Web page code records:
__________________________________________________

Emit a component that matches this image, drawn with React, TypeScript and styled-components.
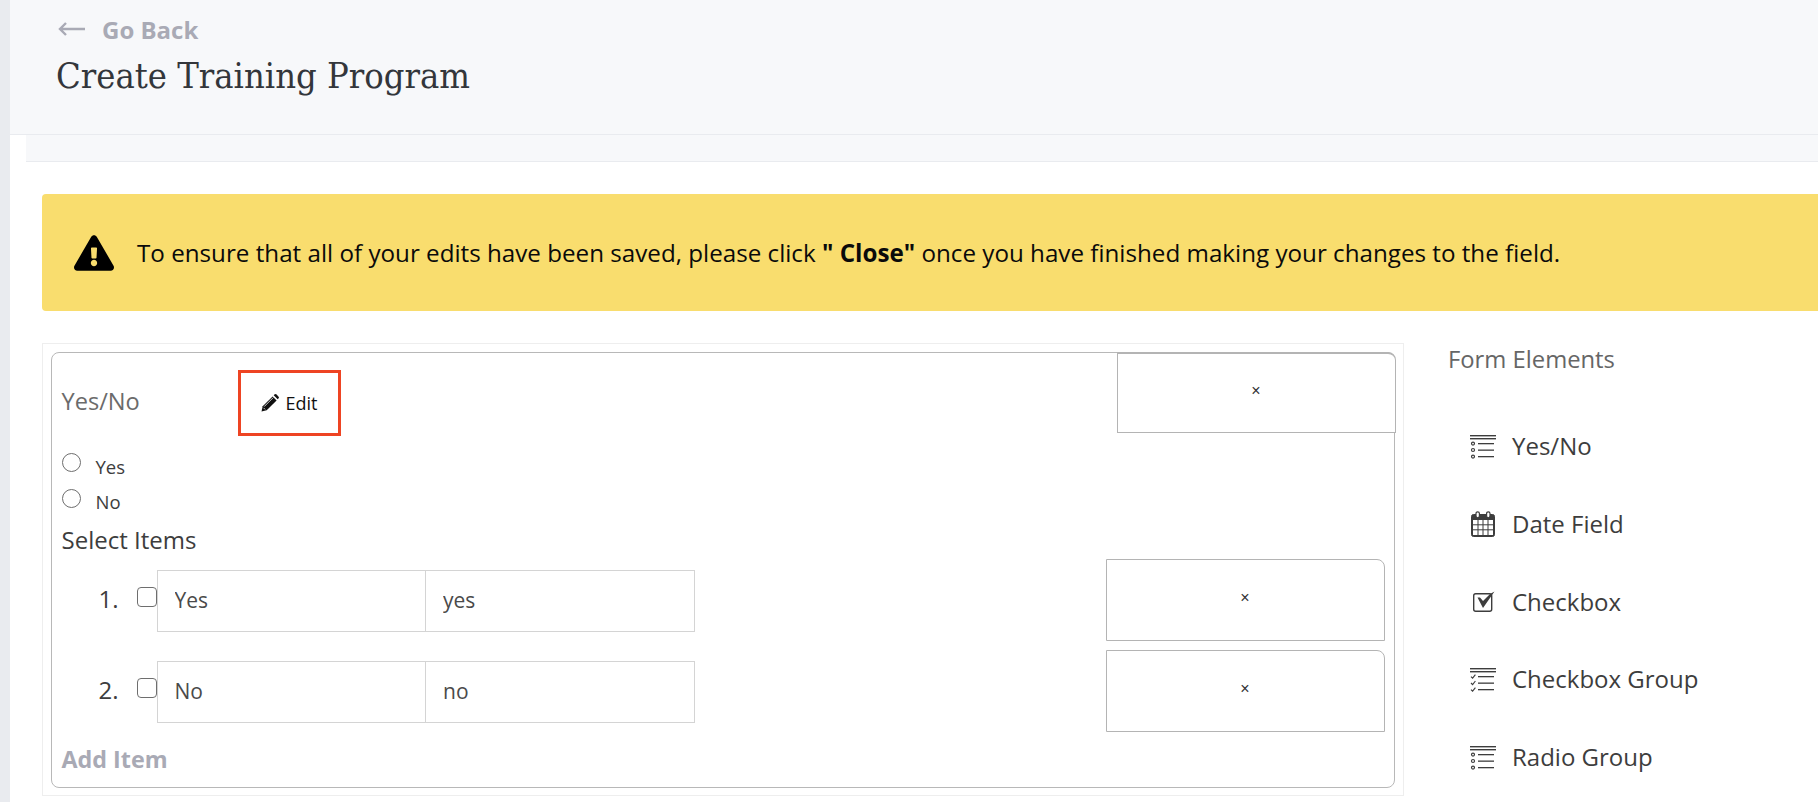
import { FC } from 'react';
import styled, { createGlobalStyle } from 'styled-components';
import { FaExclamationTriangle } from 'react-icons/fa';

const SANS = `'Open Sans', Lato, sans-serif`;

const GlobalStyle = createGlobalStyle`
  html, body {
    margin: 0;
    padding: 0;
    background: #fff;
    overflow: hidden;
  }
  * {
    box-sizing: border-box;
  }
`;

const ListLines: FC = () => (
  <>
    <rect x='0' y='2' width='26' height='1.4' />
    <rect x='0' y='5' width='26' height='1.4' />
    <rect x='8' y='10' width='16' height='1.3' />
    <rect x='8' y='16.5' width='16' height='1.3' />
    <rect x='8' y='23' width='16' height='1.3' />
  </>
);

const RadioListIcon: FC = () => (
  <svg width='26' height='26' viewBox='0 0 26 26' fill='#3d3d3d'>
    <ListLines />
    {[10.6, 17, 23.6].map((cy) => (
      <circle key={cy} cx='3' cy={cy} r='1.5' fill='none' stroke='#3d3d3d' strokeWidth='1.2' />
    ))}
  </svg>
);

const CheckListIcon: FC = () => (
  <svg width='26' height='26' viewBox='0 0 26 26' fill='#3d3d3d'>
    <ListLines />
    {[10.6, 17, 23.6].map((y) => (
      <path key={y} d={`M1 ${y}l1.6 1.6L5.4 ${y - 2}`} fill='none' stroke='#3d3d3d' strokeWidth='1.1' />
    ))}
  </svg>
);

const CalendarIcon: FC = () => (
  <svg width='26' height='26' viewBox='0 0 26 26' fill='none' stroke='#3d3d3d'>
    <rect x='1.5' y='3.5' width='23' height='22' rx='2' fill='#3d3d3d' />
    <rect x='3' y='9' width='20' height='15' fill='#fff' stroke='none' />
    <path d='M8 9v15M13 9v15M18 9v15M3 13.8h20M3 18.8h20' strokeWidth='1' />
    <rect x='6' y='0.8' width='3.4' height='6' rx='1.7' fill='#fff' strokeWidth='1.2' />
    <rect x='16.6' y='0.8' width='3.4' height='6' rx='1.7' fill='#fff' strokeWidth='1.2' />
  </svg>
);

const CheckboxIcon: FC = () => (
  <svg width='26' height='26' viewBox='0 0 26 26' fill='none'>
    <rect x='3.7' y='5.7' width='18' height='17.5' rx='2' stroke='#3d3d3d' strokeWidth='1.4' />
    <path d='M7.5 9.5h2.5l3 3.6L20 6l4.5-2.5L13 20z' fill='#3d3d3d' />
  </svg>
);

const PencilIcon: FC = () => (
  <svg width='18' height='18' viewBox='0 0 18 18' fill='#111'>
    <path d='M0.5 17.5l1.2-5.2L11.6 2.4l4 4-9.9 9.9z' />
    <path d='M12.7 1.3l.7-.7a1.6 1.6 0 0 1 2.2 0l1.8 1.8a1.6 1.6 0 0 1 0 2.2l-.7.7z' />
    <path d='M3.2 12.6l9-9' stroke='#fff' strokeWidth='.8' />
    <path d='M2.6 13.9l1.5 1.5' stroke='#fff' strokeWidth='.8' />
  </svg>
);

const ELEMENTS = [
  { label: 'Yes/No', icon: <RadioListIcon /> },
  { label: 'Date Field', icon: <CalendarIcon /> },
  { label: 'Checkbox', icon: <CheckboxIcon /> },
  { label: 'Checkbox Group', icon: <CheckListIcon /> },
  { label: 'Radio Group', icon: <RadioListIcon /> },
];

const ITEMS = [
  { label: 'Yes', value: 'yes' },
  { label: 'No', value: 'no' },
];

export default function App() {
  return (
    <SPage>
      <GlobalStyle />
      <SRail />
      <SMain>
        <SHeader>
          <SBackLink>
            <svg width='28' height='14' viewBox='0 0 28 14' fill='none' stroke='#a9aab5' strokeWidth='2.4'>
              <path d='M27 7H2M8 1L2 7l6 6' />
            </svg>
            Go Back
          </SBackLink>
          <STitle>Create Training Program</STitle>
        </SHeader>
        <SSubBar />
        <SContent>
          <SBanner>
            <FaExclamationTriangle size={40} color='#000' />
            <span>
              To ensure that all of your edits have been saved, please click <b>" Close"</b> once you
              have finished making your changes to the field.
            </span>
          </SBanner>
          <SBody>
            <SFormArea>
              <SCard>
                <SCardHeader>
                  <SFieldLabel>Yes/No</SFieldLabel>
                  <SEditButton>
                    <PencilIcon />
                    Edit
                  </SEditButton>
                  <SHeaderClose>×</SHeaderClose>
                </SCardHeader>
                <SRadioRow>
                  <SRadio type='radio' name='preview' />
                  <SRadioLabel>Yes</SRadioLabel>
                </SRadioRow>
                <SRadioRow>
                  <SRadio type='radio' name='preview' />
                  <SRadioLabel>No</SRadioLabel>
                </SRadioRow>
                <SSectionLabel>Select Items</SSectionLabel>
                <SItemList>
                  {ITEMS.map((item, i) => (
                    <SItemRow key={item.value}>
                      <SItemNumber>{i + 1}.</SItemNumber>
                      <SCheckbox type='checkbox' />
                      <SItemInput defaultValue={item.label} />
                      <SItemInput defaultValue={item.value} />
                      <SItemClose>×</SItemClose>
                    </SItemRow>
                  ))}
                </SItemList>
                <SAddItem>Add Item</SAddItem>
              </SCard>
            </SFormArea>
            <SSidebar>
              <SSidebarTitle>Form Elements</SSidebarTitle>
              <SElementList>
                {ELEMENTS.map((el) => (
                  <SElement key={el.label}>
                    {el.icon}
                    <span>{el.label}</span>
                  </SElement>
                ))}
              </SElementList>
            </SSidebar>
          </SBody>
        </SContent>
      </SMain>
    </SPage>
  );
}

const SPage = styled.div`
  display: flex;
  width: 1818px;
  height: 802px;
  overflow: hidden;
  font-family: ${SANS};
  color: #3d3d3d;
`;

const SRail = styled.div`
  flex: 0 0 10px;
  background: #e9ebef;
`;

const SMain = styled.div`
  flex: 1;
  min-width: 0;
`;

const SHeader = styled.header`
  height: 135px;
  padding: 14px 0 0 46px;
  background: #f7f8fa;
  border-bottom: 1px solid #e9ebef;
`;

const SBackLink = styled.a`
  display: flex;
  align-items: center;
  gap: 16px;
  height: 30px;
  padding-left: 2px;
  font-size: 24px;
  font-weight: 700;
  color: #a9aab5;
`;

const STitle = styled.h1`
  margin: 9px 0 0;
  font-family: 'DejaVu Serif Condensed', 'DejaVu Serif', serif;
  font-stretch: condensed;
  font-size: 36px;
  line-height: 46px;
  font-weight: 400;
  color: #33363b;
`;

const SSubBar = styled.div`
  height: 27px;
  margin-left: 16px;
  background: #f7f8fa;
  border-bottom: 1px solid #e9ebef;
`;

const SContent = styled.div`
  padding: 32px 0 0 32px;
`;

const SBanner = styled.div`
  display: flex;
  align-items: center;
  gap: 23px;
  width: 1800px;
  height: 117px;
  padding-left: 32px;
  background: #f9dd6e;
  border-radius: 4px;
  font-size: 24.2px;
  color: #0a0a0a;
`;

const SBody = styled.div`
  display: flex;
  margin-top: 32px;
`;

const SFormArea = styled.div`
  flex: 0 0 1362px;
  height: 453px;
  padding: 8px;
  border: 1px solid #eee;
`;

const SCard = styled.div`
  height: 436px;
  padding-left: 9.5px;
  border: 1.5px solid #b8b8b8;
  border-radius: 8px;
`;

const SCardHeader = styled.div`
  display: flex;
  align-items: flex-start;
  height: 100px;
`;

const SFieldLabel = styled.div`
  width: 176px;
  margin-top: 33px;
  font-size: 23.6px;
  line-height: 30px;
  color: #6b6b6b;
`;

const SEditButton = styled.button`
  display: flex;
  align-items: center;
  justify-content: center;
  gap: 7px;
  width: 103px;
  height: 66px;
  margin-top: 17px;
  padding: 0;
  background: #fff;
  border: 3px solid #ee4423;
  font-family: ${SANS};
  font-size: 18px;
  color: #111;
`;

const SCloseButton = styled.button`
  width: 279px;
  background: #fff;
  border: 1.5px solid #b4b4b4;
  border-radius: 0 8px 0 0;
  font-family: 'Liberation Sans', sans-serif;
  font-size: 16px;
  color: #333;
`;

const SHeaderClose = styled(SCloseButton)`
  height: 81px;
  margin: -1.5px -1.5px 0 auto;
  padding: 0 0 4px;
  border-top-width: 2px;
`;

const SItemClose = styled(SCloseButton)`
  height: 82px;
  margin-left: auto;
  padding: 0 0 4px;
`;

const SRadioRow = styled.label`
  display: flex;
  align-items: flex-start;
  height: 35.5px;
`;

const SRadio = styled.input`
  appearance: none;
  width: 19px;
  height: 19px;
  margin: 0;
  background: #fff;
  border: 1.5px solid #6e6e6e;
  border-radius: 50%;
`;

const SRadioLabel = styled.span`
  margin: 1.5px 0 0 15px;
  font-size: 18.5px;
  line-height: 23px;
  color: #3d3d3d;
`;

const SSectionLabel = styled.div`
  margin-top: 1px;
  font-size: 24px;
  line-height: 30px;
  color: #3d3d3d;
`;

const SItemList = styled.div`
  display: flex;
  flex-direction: column;
  gap: 9px;
  margin-top: 4px;
  padding-right: 9.5px;
`;

const SItemRow = styled.div`
  display: flex;
  align-items: center;
`;

const SItemNumber = styled.div`
  flex: 0 0 57px;
  margin-top: -4px;
  text-align: right;
  font-size: 24px;
  color: #3d3d3d;
`;

const SCheckbox = styled.input`
  appearance: none;
  flex: 0 0 20px;
  height: 20px;
  margin: -7px 0 0 18px;
  background: #fff;
  border: 1.5px solid #6e6e6e;
  border-radius: 4px;
`;

const SItemInput = styled.input`
  width: 269.5px;
  height: 62px;
  margin: 2px -1px 0 0;
  padding: 0 0 2px 17px;
  background: #fff;
  border: 1.5px solid #d4d4d4;
  border-radius: 0;
  outline: none;
  font-family: ${SANS};
  font-size: 21px;
  color: #4a4a4a;
`;

const SAddItem = styled.div`
  margin-top: 11.5px;
  font-size: 23.3px;
  line-height: 30px;
  font-weight: 700;
  color: #a9aab5;
`;

const SSidebar = styled.aside`
  flex: 1;
  padding-left: 44px;
`;

const SSidebarTitle = styled.div`
  margin-top: 1px;
  font-size: 23.8px;
  line-height: 30px;
  color: #666;
`;

const SElementList = styled.div`
  display: grid;
  grid-auto-rows: 77.7px;
  margin-top: 33px;
  padding-left: 22px;
`;

const SElement = styled.div`
  display: flex;
  align-items: center;
  gap: 16px;
  font-size: 24px;
  color: #3d3d3d;
`;
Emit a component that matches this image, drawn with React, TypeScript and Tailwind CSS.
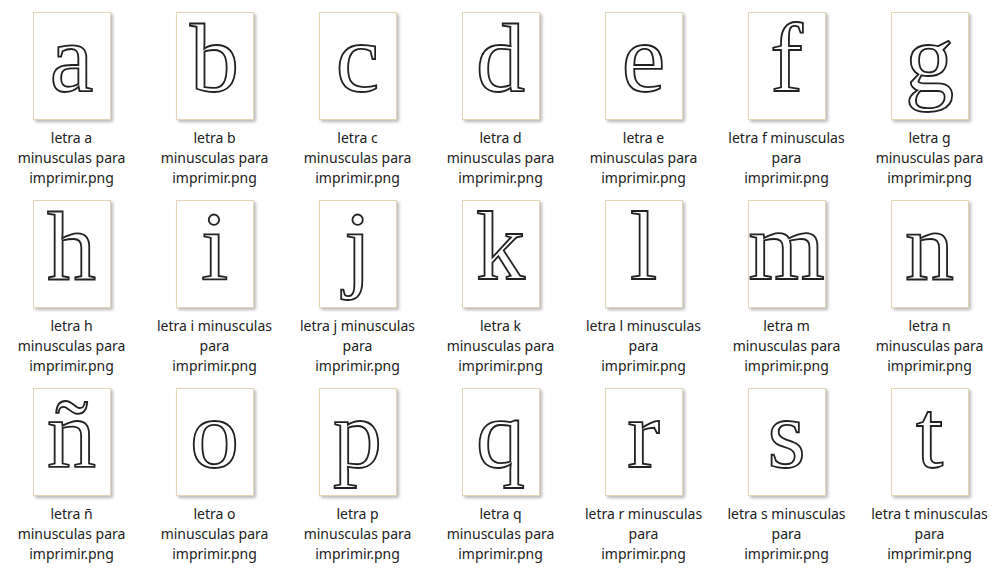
const files: { letter: string; lines: string[] }[] = [
  { letter: 'a', lines: ['letra a', 'minusculas para', 'imprimir.png'] },
  { letter: 'b', lines: ['letra b', 'minusculas para', 'imprimir.png'] },
  { letter: 'c', lines: ['letra c', 'minusculas para', 'imprimir.png'] },
  { letter: 'd', lines: ['letra d', 'minusculas para', 'imprimir.png'] },
  { letter: 'e', lines: ['letra e', 'minusculas para', 'imprimir.png'] },
  { letter: 'f', lines: ['letra f minusculas', 'para', 'imprimir.png'] },
  { letter: 'g', lines: ['letra g', 'minusculas para', 'imprimir.png'] },
  { letter: 'h', lines: ['letra h', 'minusculas para', 'imprimir.png'] },
  { letter: 'i', lines: ['letra i minusculas', 'para', 'imprimir.png'] },
  { letter: 'j', lines: ['letra j minusculas', 'para', 'imprimir.png'] },
  { letter: 'k', lines: ['letra k', 'minusculas para', 'imprimir.png'] },
  { letter: 'l', lines: ['letra l minusculas', 'para', 'imprimir.png'] },
  { letter: 'm', lines: ['letra m', 'minusculas para', 'imprimir.png'] },
  { letter: 'n', lines: ['letra n', 'minusculas para', 'imprimir.png'] },
  { letter: 'ñ', lines: ['letra ñ', 'minusculas para', 'imprimir.png'] },
  { letter: 'o', lines: ['letra o', 'minusculas para', 'imprimir.png'] },
  { letter: 'p', lines: ['letra p', 'minusculas para', 'imprimir.png'] },
  { letter: 'q', lines: ['letra q', 'minusculas para', 'imprimir.png'] },
  { letter: 'r', lines: ['letra r minusculas', 'para', 'imprimir.png'] },
  { letter: 's', lines: ['letra s minusculas', 'para', 'imprimir.png'] },
  { letter: 't', lines: ['letra t minusculas', 'para', 'imprimir.png'] },
];

function Thumb({ letter }: { letter: string }) {
  return (
    <div className="w-[78px] h-[108px] bg-white border border-[#e3d6b6] shadow-[2px_2px_3px_rgba(0,0,0,0.28)] flex items-start justify-center">
      <span className="text-[98px] leading-[90px] text-white font-['Liberation_Serif',serif] [-webkit-text-stroke:1.8px_#222]">
        {letter}
      </span>
    </div>
  );
}

export default function App() {
  return (
    <div className="w-[1004px] h-[568px] bg-white overflow-hidden">
      <div className="grid grid-cols-[repeat(7,143px)] grid-rows-[repeat(3,188px)]">
        {files.map((f) => (
          <div key={f.letter} className="flex flex-col items-center pt-3">
            <Thumb letter={f.letter} />
            <div className="mt-2 text-center text-[14px] leading-5 text-[#222] font-['Noto_Sans',sans-serif]">
              {f.lines.map((l, i) => (
                <div key={i}>{l}</div>
              ))}
            </div>
          </div>
        ))}
      </div>
    </div>
  );
}
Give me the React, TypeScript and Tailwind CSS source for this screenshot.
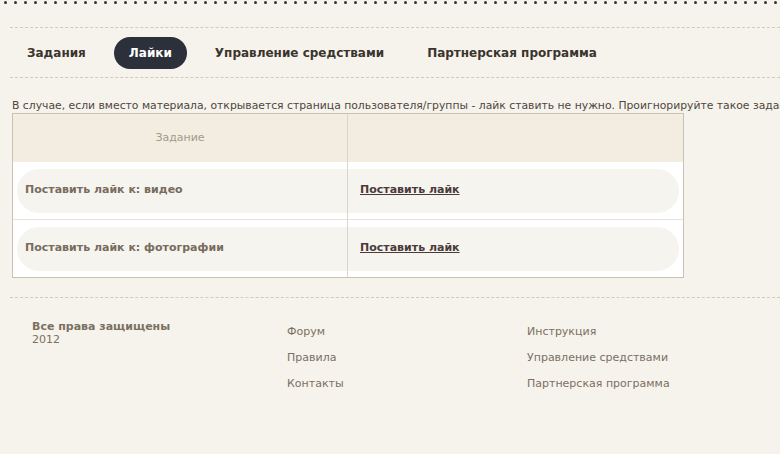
const font = "font-['DejaVu_Sans',sans-serif]"

function Dashed() {
  return <div className="ml-[10px] h-px border-t border-dashed border-[#cfcbbf]" />
}

const navItems = ['Задания', 'Лайки', 'Управление средствами', 'Партнерская программа']

const rows = ['Поставить лайк к: видео', 'Поставить лайк к: фотографии']

export default function App() {
  return (
    <div className={`h-[454px] w-[780px] overflow-hidden bg-[#f6f3ec] ${font} text-[#4f463c]`}>
      <div className="flex h-[5px] items-center gap-[7px] pl-[4px]">
        {Array.from({ length: 80 }).map((_, i) => (
          <span key={i} className="size-[3px] shrink-0 rounded-full bg-[#333333]" />
        ))}
      </div>
      <div className="pt-[22px]">
        <Dashed />
      </div>
      <nav className="flex items-center gap-[13px] pl-[12px] pt-[9px] pb-[8px]">
        {navItems.map((item) => (
          <span
            key={item}
            className={
              item === 'Лайки'
                ? 'rounded-full bg-[#2b303b] px-[15px] py-[7px] text-[12px] leading-[18px] font-bold text-white'
                : 'px-[15px] py-[7px] text-[12px] leading-[18px] font-bold text-[#3b342c]'
            }
          >
            {item}
          </span>
        ))}
      </nav>
      <Dashed />
      <p className="whitespace-nowrap pl-[12px] pt-[21px] text-[10.8px] leading-[14px] text-[#4f463c]">
        В случае, если вместо материала, открывается страница пользователя/группы - лайк ставить не нужно. Проигнорируйте такое задание.
      </p>
      <div className="ml-[12px] w-[672px] border border-[#c9c2b3] bg-white">
        <div className="grid h-[48px] grid-cols-[335px_1fr] bg-[#f3ece1]">
          <div className="flex items-center justify-center border-r border-[#ddd6c8] text-[11px] text-[#a49a88]">
            Задание
          </div>
          <div />
        </div>
        {rows.map((r, i) => (
          <div
            key={r}
            className={`relative ${i === 0 ? 'h-[58px] border-b border-[#e6e2da]' : 'h-[57px]'}`}
          >
            <div className="absolute inset-x-[4px] top-[7px] h-[44px] rounded-full bg-[#f6f4ef]" />
            <div className="relative grid h-full grid-cols-[335px_1fr]">
              <div className="flex items-center border-r border-[#ddd6c8] pl-[12px] text-[11px] font-bold text-[#776c5d]">
                {r}
              </div>
              <div className="flex items-center pl-[12px]">
                <a href="#" className="text-[11px] font-bold text-[#4b3a3a] underline">
                  Поставить лайк
                </a>
              </div>
            </div>
          </div>
        ))}
      </div>
      <div className="pt-[19px]">
        <Dashed />
      </div>
      <footer className="grid grid-cols-[255px_240px_1fr] pl-[32px] pt-[22px] text-[11px] text-[#7a7062]">
        <div className="leading-[13px]">
          <div className="font-bold">Все права защищены</div>
          <div>2012</div>
        </div>
        <div className="flex flex-col gap-[12px] pt-[5px] leading-[14px]">
          <a href="#">Форум</a>
          <a href="#">Правила</a>
          <a href="#">Контакты</a>
        </div>
        <div className="flex flex-col gap-[12px] pt-[5px] leading-[14px]">
          <a href="#">Инструкция</a>
          <a href="#">Управление средствами</a>
          <a href="#">Партнерская программа</a>
        </div>
      </footer>
    </div>
  )
}
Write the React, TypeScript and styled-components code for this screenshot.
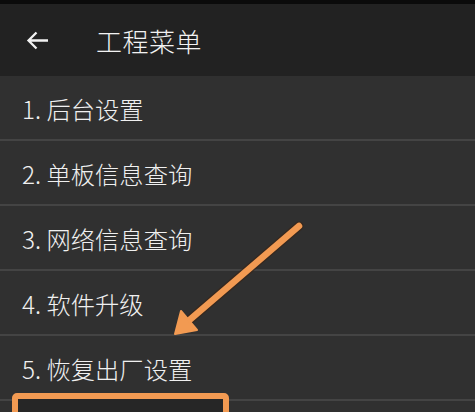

__________________________________________________

Pull out all lines from the listing that contain the string "components".

Emit a component that matches this image, drawn with React, TypeScript and styled-components.
import styled, { createGlobalStyle } from 'styled-components';
Write the React, TypeScript and styled-components code for this screenshot.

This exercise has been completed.